One time when I was at church I decided to sit outside for the message. When this happens you wind up being around other people that don’t want to, or can’t be quiet in the sermon. Yep small children. Fortunately these ones were able to be quiet so I could hear the sermon. These kids couldn’t sit still. A baby caught my eye. She sat on the ground by her father and saw the flowers from the trees on the ground. Anyone that has been around kids knows what comes next. The flowers went into her mouth. Except they must have tasted pretty good, because she kept on stuffing her mouth.
So I call her dad’s attention to the situation. He takes a stick out of her hand and gives her a bottle. She put the bottle in her mouth with the flowers and returned to eating the flowers sans formula. Clearly dad had not spent 20 years of his life reading parenting books or magazines. His daughter wasn’t hungry. Children use theirs mouths to explore.
This is not me. Several years back I read an interview with Michael Crichton. He said that he eats pretty much the same food when he writes.

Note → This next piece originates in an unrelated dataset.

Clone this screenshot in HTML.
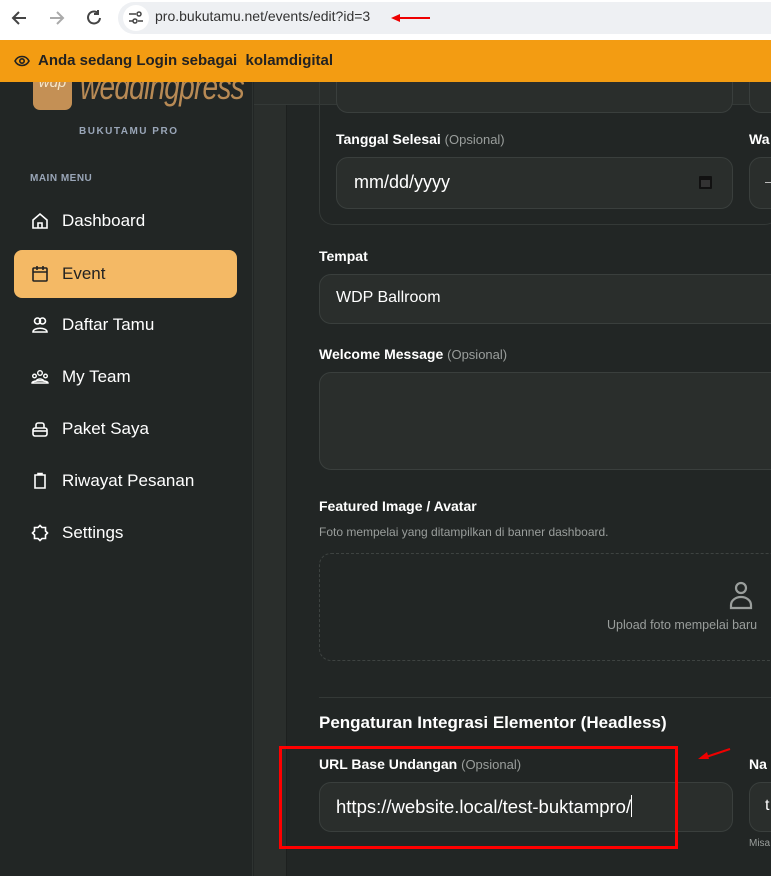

This way his creativity is focused on his writing not the food. Since he wrote Jurassic Park and other blockbusters the method to the madness proved logical. I picked up the habit. Which means whenever we go out I get the same food. The waiter/ess can tell what I am going to eat without bringing me the menu.
For the summer this blog is about adventure. On the dream road trip I was going to experience a palatal adventure as well. I forgot that until this morning. Chris and I went to Mimi’s cafe. The old me would have had the bacon breakfast with cheddar cheese on the eggs with a caramel cappuccino.
I sat down and the craziest thing happened you know that angel and devil in the cartoons that lurks over the shoulders tells the character what to do. I had a dinosaur (because Micheal Crichton has moved on) over one shoulder and a little girl over the other shoulder. The dinosaur was telling me to get what I know would taste good. It was saying, “It’s summer and you gotta be responsible with your money.” The little girl was saying something about exploring being fun and threw her milk bottle at the dinosaur.
I had the Blueberry Inside and Out French Toast. Upon arrival it got the “oh I should have gotten that” seal of approval. Imagine if you will Blueberry french toast, stuffed with a blueberry cream sauce, topped with a strawberry puree and a blueberry and strawberry compote. It looked like something out of a C.S. Lewis book turned movie. Think back to the Lion, the Witch and the Wardrobe. We all wanted Turkish Delight. That degree of decadence was on my plate, and it tasted good.
That moment was so delightful I didn’t have to do anything else all day. Which is a good thing because it is stinkin hot.